Também hoje, todavia, assim como nos tempos apostólicos, é preciso repelir essa perigosa tentação, contra a qual o próprio Senhor alertou, quando disse à multidão: "Se alguém me quer seguir, renuncie a si mesmo, tome a sua cruz e me siga (ἀκολουθείτω). Pois, quem quiser salvar a sua vida, vai perdê-la; mas, quem perder a sua vida por causa de mim e do Evangelho, vai salvá-la" (v. 34-35). Não existe salvação sem sofrimento.

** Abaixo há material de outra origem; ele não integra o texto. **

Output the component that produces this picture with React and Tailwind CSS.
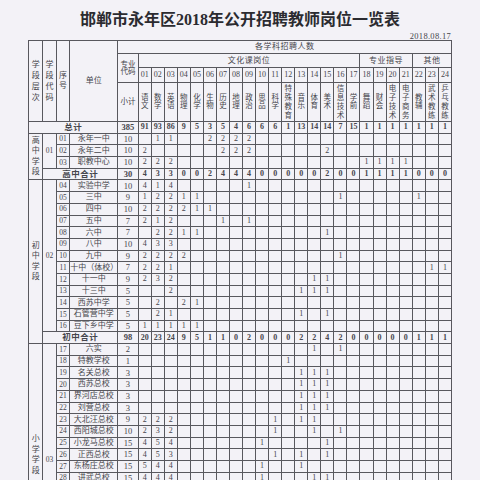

Mas, ao mesmo tempo, não se deve pensar que a santidade seja um ideal impossível e inalcançável, pois Jesus torna o Reino dos céus acessível a todos, através de Sua graça. Em uma recente conferência nos Estados Unidos, o Cardeal Raymond Burke "rejeitou firmemente a noção de que as pessoas seriam muito fracas para se conformar à lei de Deus sobre o matrimônio, dizendo que Nosso Senhor assegurou dar-nos toda a graça que precisamos para viver nossas existências em Sua vontade".
Não se trata de colocar-se contra o Papa Francisco, contra o Ano da Misericórdia ou contra o Sínodo dos Bispos, mas de contrapor-se a uma mentalidade mundana, que pretende pregar um Cristo sem Cruz. Embora se diga que isso é misericórdia, tal atitude acaba se revelando a maior falta de caridade que existe. Quem quer que faça uma aliança de amor com Deus, deve declarar uma guerra sem tréguas contra o seu egoísmo e contra o mal no mundo – e é disso que se trata a verdadeira caridade, a qual só existe quando um se dispõe a abraçar a Cruz e levar as almas para Deus. Se, porém, a nossa mensagem para as famílias significa simplesmente passar a mão sobre as cabeças de quem fracassou, para onde vão a dignidade e a sacralidade do Matrimônio?
Com relação às pessoas vivendo em segunda união, a postura da Igreja continua a mesma: pôr-se à procura da verdade sobre o primeiro matrimônio que elas contraíram. A atitude motus proprii – i.e., de iniciativa do próprio Pontífice – de simplificar o processo que declara a nulidade matrimonial [3] não significa usar de "mangas largas" para um malfadado "divórcio católico". A Igreja não tem poder para dissolver um casamento contraído validamente. A menos que uma investigação minuciosa comprove que determinado matrimônio nunca existiu, unir-se em novas núpcias significa incorrer no pecado do adultério. Não foi nada menos do que isso o que ensinou Nosso Senhor, quando afirmou que "quem despede sua mulher – fora o caso de união ilícita – e se casa com outra, comete adultério" (Mt 19, 9). A solução apresentada para essas pessoas é que vivam a castidade na situação em que se encontram – o que, embora soe absurdo para a sociedade moderna, sempre foi o chamado da Igreja a todos os católicos, sem exceção.
São Pedro, repreendido no Evangelho deste Domingo por não pensar "como Deus, e sim como os homens" (v. 33), anos depois entregará a sua alma a Deus no patíbulo da Cruz: ele entendeu que era preciso amar até a renúncia da própria vontade e o derramamento do próprio sangue. Também nós entenderemos isso?